Your livestock are vaccinated to protect against a variety of diseases, but how much thought goes into protecting you and your employees from zoonotic diseases, those that can pass from animals to humans?
They can be transmitted from a range of animals including wildlife, livestock and even household pets.
Some of the well-known zoonotic diseases involved in livestock production include Q fever, Leptospirosis, Anthrax and E.coli, to name a few.
The most common causes of infection include:
– Breathing in tiny particles when coming into contact with animals or carcass. These tiny particles can be found in the dander of an animal or in the bone dust when opening a carcass.
– Coming into contact with bodily fluids such as urine, faeces, saliva and birth fluids. This can be through direct contact, such as helping an animal to birth, or coming into contact with water or soil contaminated by the animal.
Table1: Common diseases that can cause serious health problems in humans. Source: MLAs More Beef from Pastures and Making More from Sheep.
|Disease||How it spreads||Common signs in people|
|Leptospirosis||Urine contamination with skin or mucosal surface||Headache, chills, fever, muscle pain malaise, inflamed throat/pharynx|
|Q fever||Inhalation of aerosols and dust||Headache, chills, fever, muscle pain malaise, coughing, vomiting|
|Anthrax||Respiratory, ingestion or local through break in skin||Respiratory or gastrointestinal forms has very high mortality rate as doses local skin infection if left untreated|
|Salmonella||Faeco-oral route||Acute watery/blood flecks diarrhoea, fever, headache|
|Ringworm||Direct contact with skin or from cattle handling equipment||Dry, reddened skin, hair loss, inflamed skin|
|Hydatids||Humans ingest hydatid tapeworm eggs from dogs; people can become infected from cysts in sheep||May not be obvious for some time but signs depend on where cysts occur|
It’s important to have simple preventative measures in place to reduce the risk of contracting a zoonotic disease. Think about the livestock you run and identify which diseases could pose a risk.

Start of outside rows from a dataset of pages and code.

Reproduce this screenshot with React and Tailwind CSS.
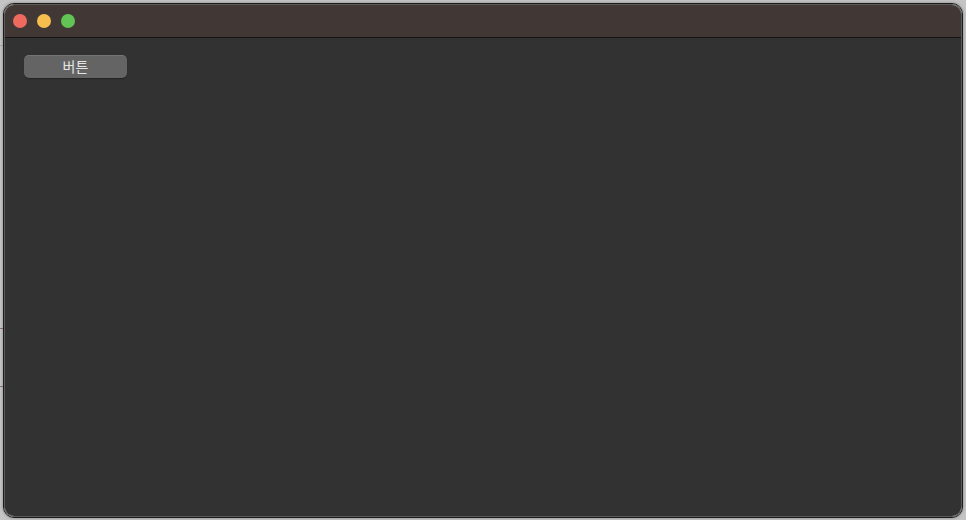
export default function App() {
  return (
    <div className="flex w-[966px] h-[520px] bg-[#c4c4c4] font-['Inter','Noto_Sans_CJK_KR',sans-serif]">
      {/* left backdrop strip with faint lines */}
      <div className="flex flex-col w-[3px] shrink-0">
        <div className="mt-[45px] h-px bg-[#a9a9a9]" />
        <div className="mt-[282px] h-px bg-[#8c726a]" />
        <div className="mt-[57px] h-px bg-[#8c726a]" />
      </div>

      {/* window */}
      <div className="mt-[3px] mb-[2px] w-[960px] shrink-0 rounded-[11px] border border-[#1b1b1b] shadow-[0_0_3px_rgba(0,0,0,0.35)]">
        <div className="flex h-full flex-col overflow-hidden rounded-[10px] border border-[#5b5b5b]">
          {/* title bar */}
          <div className="flex h-[33px] shrink-0 items-center gap-[10px] border-b border-[#141414] bg-[#413735] pl-[8px]">
            <span className="h-[14px] w-[14px] rounded-full bg-[#ee6a5f]" />
            <span className="h-[14px] w-[14px] rounded-full bg-[#f5be4f]" />
            <span className="h-[14px] w-[14px] rounded-full bg-[#61c454]" />
          </div>

          {/* content */}
          <div className="flex-1 bg-[#323232] pl-[19px] pt-[17px]">
            <button className="flex h-[23px] w-[103px] items-center justify-center rounded-[5px] border-t border-[#747474] bg-[#646464] pb-[2px] text-[14px] leading-none text-[#e4e4e4] shadow-[0_1px_1px_rgba(0,0,0,0.3)] font-['Noto_Sans_CJK_KR',sans-serif]">
              버튼
            </button>
          </div>
        </div>
      </div>
    </div>
  );
}
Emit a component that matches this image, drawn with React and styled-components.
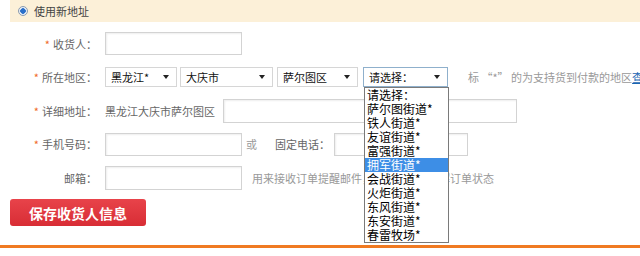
import React from "react";
import styled, { createGlobalStyle } from "styled-components";

const GlobalStyle = createGlobalStyle`
  body {
    margin: 0;
    background: #fff;
    font-family: "Noto Sans CJK SC", "Liberation Sans", sans-serif;
    font-size: 11px;
    color: #666;
  }
`;

const Page = styled.div`
  width: 640px;
  height: 256px;
  overflow: hidden;
  position: relative;
`;

const Content = styled.div`
  padding-left: 10px;
`;

const Banner = styled.div`
  height: 22px;
  background: #fcf0d8;
  display: flex;
  align-items: center;
  padding-left: 8px;
  gap: 6px;
  color: #444;
  font-size: 11px;
`;

const Radio = styled.span`
  width: 10px;
  height: 10px;
  border-radius: 50%;
  box-sizing: border-box;
  border: 1px solid #8a9bb0;
  background: radial-gradient(circle, #2a6fc9 0 2.5px, #e9eef5 3px);
`;

const Form = styled.div`
  padding-top: 5px;
`;

const Row = styled.div`
  display: flex;
  align-items: center;
  height: 33.5px;
  white-space: nowrap;
  & > * {
    flex-shrink: 0;
  }
`;

const Label = styled.span`
  width: 87px;
  margin-right: 8px;
  text-align: right;
  color: #666;
`;

const Star = styled.span`
  color: #f06a2a;
  margin-right: 3px;
`;

const Input = styled.div`
  width: ${(p) => p.$w}px;
  height: ${(p) => p.$h || 23}px;
  box-sizing: border-box;
  border: 1px solid #d3d3d3;
  box-shadow: inset 1px 1px 2px #eee;
  background: #fff;
  margin-left: ${(p) => p.$ml || 0}px;
`;

const Select = styled.div`
  position: relative;
  width: ${(p) => p.$w}px;
  height: 20px;
  box-sizing: border-box;
  border: 1px solid ${(p) => (p.$focus ? "#8fb0cc" : "#d6d6d6")};
  margin-left: ${(p) => p.$ml || 0}px;
  display: flex;
  align-items: center;
  padding-left: 5px;
  color: #111;
  font-size: 11px;
  background: #fff;
  &::after {
    content: "";
    position: absolute;
    right: 7px;
    top: 7px;
    border-left: 3.5px solid transparent;
    border-right: 3.5px solid transparent;
    border-top: 4px solid #222;
  }
`;

const Dropdown = styled.ul`
  position: absolute;
  top: 19px;
  left: 0;
  width: 85px;
  margin: 0;
  padding: 0;
  list-style: none;
  box-sizing: border-box;
  border: 1px solid #7a7a7a;
  background: #fff;
  z-index: 2;
`;

const Option = styled.li`
  height: 14px;
  line-height: 14px;
  padding-left: 2px;
  font-size: 12px;
  color: ${(p) => (p.$active ? "#fff" : "#000")};
  background: ${(p) => (p.$active ? "#3d8ee6" : "transparent")};
`;

const Note = styled.span`
  color: #999;
  margin-left: ${(p) => p.$ml || 0}px;
`;

const Link = styled.span`
  color: #1a66b3;
  text-decoration: underline;
`;

const Plain = styled.span`
  color: ${(p) => p.$c || "#666"};
  margin-left: ${(p) => p.$ml || 0}px;
  margin-right: ${(p) => p.$mr || 0}px;
`;

const SaveButton = styled.button`
  margin-top: 4.5px;
  width: 136px;
  height: 27px;
  border: none;
  border-radius: 3px;
  background: linear-gradient(#e8434a, #d82d35);
  color: #fff;
  font-family: inherit;
  font-size: 14px;
  font-weight: bold;
  padding: 0;
`;

const OrangeLine = styled.div`
  margin-top: 19px;
  height: 3px;
  background: #f07a22;
`;

const streets = [
  "请选择：",
  "萨尔图街道*",
  "铁人街道*",
  "友谊街道*",
  "富强街道*",
  "拥军街道*",
  "会战街道*",
  "火炬街道*",
  "东风街道*",
  "东安街道*",
  "春雷牧场*",
];

export default function App() {
  return (
    <Page>
      <GlobalStyle />
      <Content>
        <Banner>
          <Radio />
          <span>使用新地址</span>
        </Banner>
        <Form>
          <Row>
            <Label>
              <Star>*</Star>收货人：
            </Label>
            <Input $w={137} />
          </Row>
          <Row>
            <Label>
              <Star>*</Star>所在地区：
            </Label>
            <Select $w={72}>黑龙江*</Select>
            <Select $w={93} $ml={3}>
              大庆市
            </Select>
            <Select $w={81} $ml={4}>
              萨尔图区
            </Select>
            <Select $w={85} $ml={5} $focus>
              请选择：
              <Dropdown>
                {streets.map((s, i) => (
                  <Option key={s} $active={i === 5}>
                    {s}
                  </Option>
                ))}
              </Dropdown>
            </Select>
            <Note $ml={20}>
              标 “*” 的为支持货到付款的地区<Link>查</Link>
            </Note>
          </Row>
          <Row>
            <Label>
              <Star>*</Star>详细地址：
            </Label>
            <Plain $mr={8}>黑龙江大庆市萨尔图区</Plain>
            <Input $w={294} $h={24} />
          </Row>
          <Row>
            <Label>
              <Star>*</Star>手机号码：
            </Label>
            <Input $w={137} />
            <Plain $c="#999" $ml={4}>
              或
            </Plain>
            <Plain $ml={18}>固定电话：</Plain>
            <Input $w={134} $ml={4} />
          </Row>
          <Row>
            <Label>邮箱：</Label>
            <Input $w={137} $h={24} />
            <Note $ml={10}>用来接收订单提醒邮件，便于您及时了解订单状态</Note>
          </Row>
        </Form>
        <SaveButton>保存收货人信息</SaveButton>
      </Content>
      <OrangeLine />
    </Page>
  );
}
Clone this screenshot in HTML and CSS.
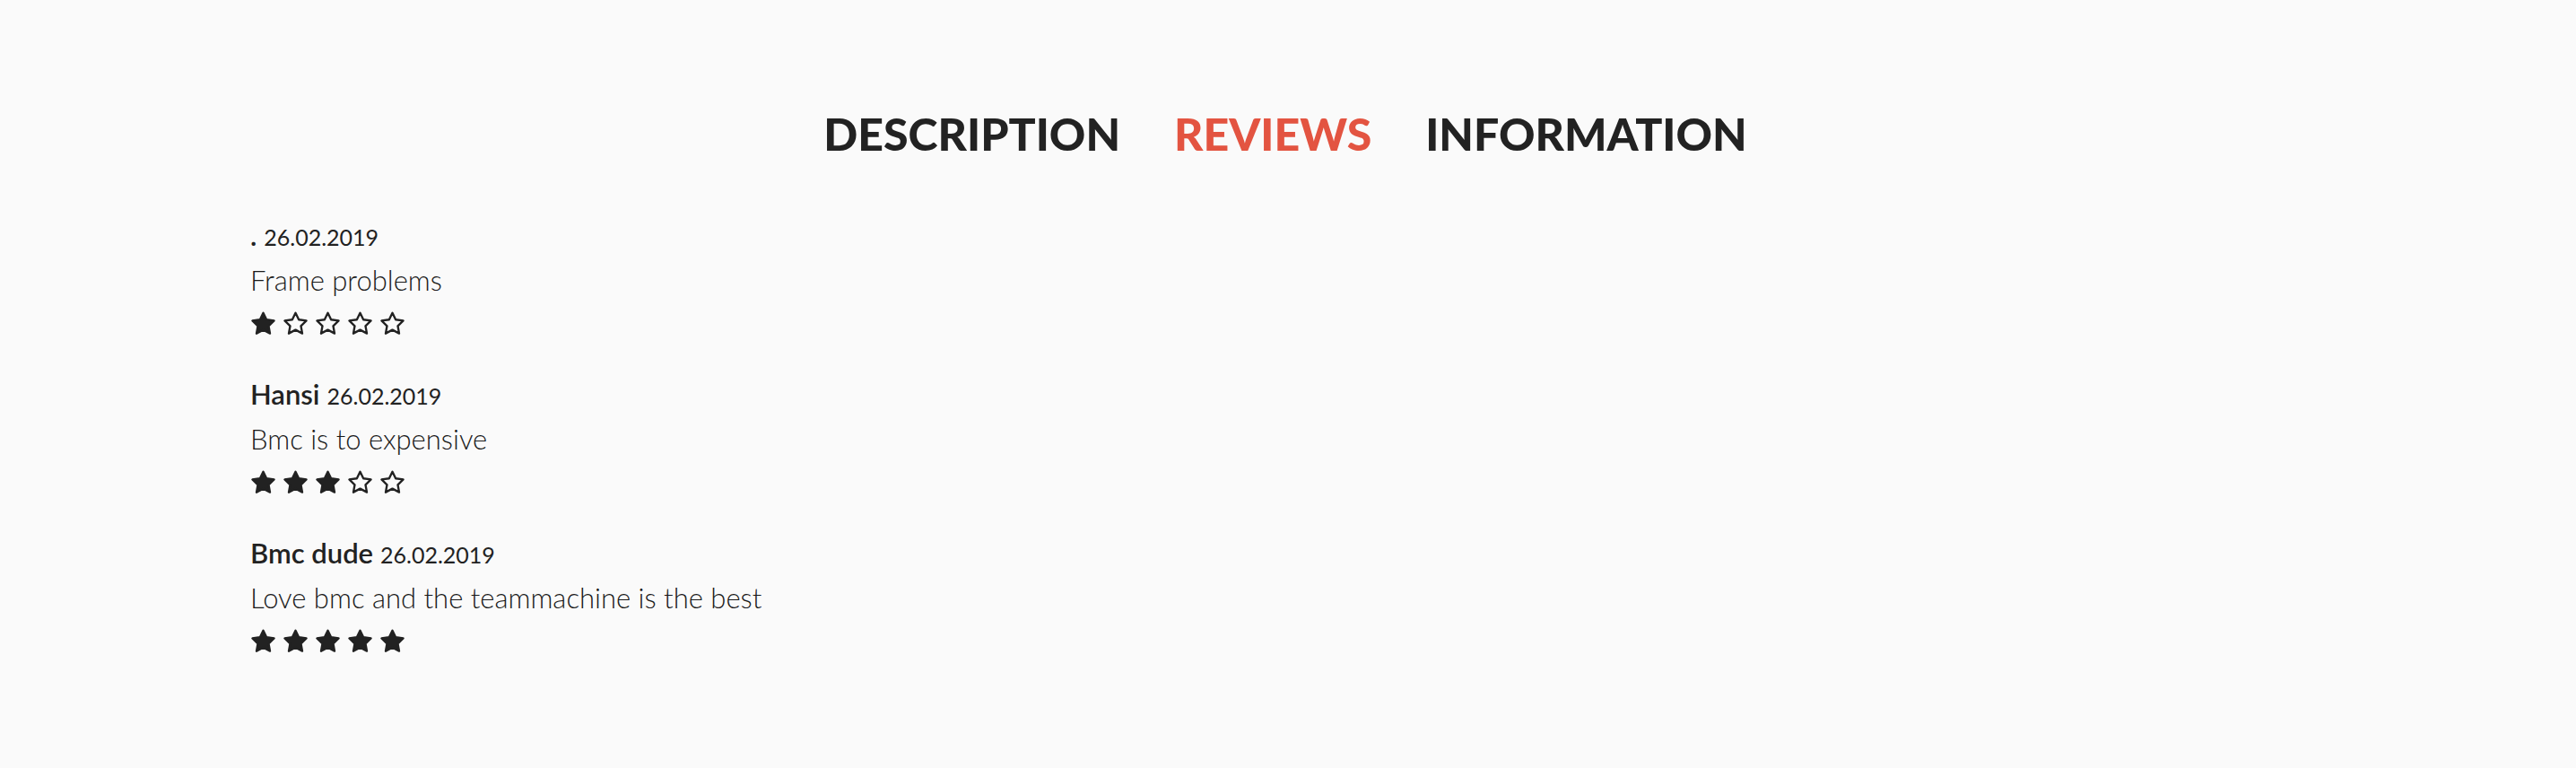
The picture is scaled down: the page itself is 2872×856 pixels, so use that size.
FILE: index.html
```html
<!DOCTYPE html>
<html lang="en">
<head>
    <meta charset="UTF-8">
    <meta name="viewport" content="width=device-width, initial-scale=1">
    <title>Reviews</title>
    <link rel="stylesheet" href="styles.css">
</head>
<body>
    <svg class="defs" width="0" height="0">
        <symbol id="star" viewBox="0 0 24 23">
            <polygon points="12,1.5 15.1,7.9 22.3,8.9 17.1,13.9 18.4,21 12,17.6 5.6,21 6.9,13.9 1.7,8.9 8.9,7.9"/>
        </symbol>
    </svg>

    <div class="tabs">
        <a class="tab">DESCRIPTION</a>
        <a class="tab active">REVIEWS</a>
        <a class="tab">INFORMATION</a>
    </div>

    <div class="reviews">
        <div class="review">
            <div class="review-head"><span class="author">.</span> <span class="date">26.02.2019</span></div>
            <p class="review-text">Frame problems</p>
            <div class="rating">
                <svg class="star full"><use href="#star"/></svg>
                <svg class="star"><use href="#star"/></svg>
                <svg class="star"><use href="#star"/></svg>
                <svg class="star"><use href="#star"/></svg>
                <svg class="star"><use href="#star"/></svg>
            </div>
        </div>
        <div class="review">
            <div class="review-head"><span class="author">Hansi</span> <span class="date">26.02.2019</span></div>
            <p class="review-text">Bmc is to expensive</p>
            <div class="rating">
                <svg class="star full"><use href="#star"/></svg>
                <svg class="star full"><use href="#star"/></svg>
                <svg class="star full"><use href="#star"/></svg>
                <svg class="star"><use href="#star"/></svg>
                <svg class="star"><use href="#star"/></svg>
            </div>
        </div>
        <div class="review">
            <div class="review-head"><span class="author">Bmc dude</span> <span class="date">26.02.2019</span></div>
            <p class="review-text">Love bmc and the teammachine is the best</p>
            <div class="rating">
                <svg class="star full"><use href="#star"/></svg>
                <svg class="star full"><use href="#star"/></svg>
                <svg class="star full"><use href="#star"/></svg>
                <svg class="star full"><use href="#star"/></svg>
                <svg class="star full"><use href="#star"/></svg>
            </div>
        </div>
    </div>
</body>
</html>
```

FILE: styles.css
```css
*{
    font-family: Lato, 'Open Sans', sans-serif;
    margin: 0;
    padding: 0;
}
body {
    background-color: #fafafa;
    color: #222;
}
.defs {
    position: absolute;
}
.tabs {
    display: flex;
    justify-content: center;
    gap: 60px;
    padding-top: 119px;
    padding-right: 6px;
}
.tab {
    font-size: 50px;
    line-height: 60px;
    font-weight: 900;
    color: #222;
    cursor: pointer;
}
.tab.active {
    color: #e35441;
}
.reviews {
    display: flex;
    flex-direction: column;
    gap: 46px;
    padding: 64px 279px 0;
}
.review-head {
    font-size: 31px;
    line-height: 38px;
}
.author {
    font-weight: 600;
}
.date {
    font-size: 25px;
    font-weight: 400;
}
.review-text {
    margin-top: 14px;
    font-size: 31px;
    line-height: 31px;
    font-weight: 300;
    color: #1a1a1a;
}
.rating {
    display: flex;
    gap: 7px;
    margin-top: 19px;
}
.star {
    width: 29px;
    height: 27px;
    fill: none;
    stroke: #222;
    stroke-width: 2;
    stroke-linejoin: round;
}
.star.full {
    fill: #222;
}
```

How effective are your practices around:
– personal hygiene such as washing hands, not eating or drinking in the yards or shearing sheds
– wearing appropriate personal protective equipment to prevent contact with infected animal material when undertaking certain tasks
– avoiding contact with a carcass if death occurs suddenly or under suspicious circumstances
– vaccinating at risk livestock, yourself and employees?
You should seek medical advice with all diseases or suspected disease outbreaks.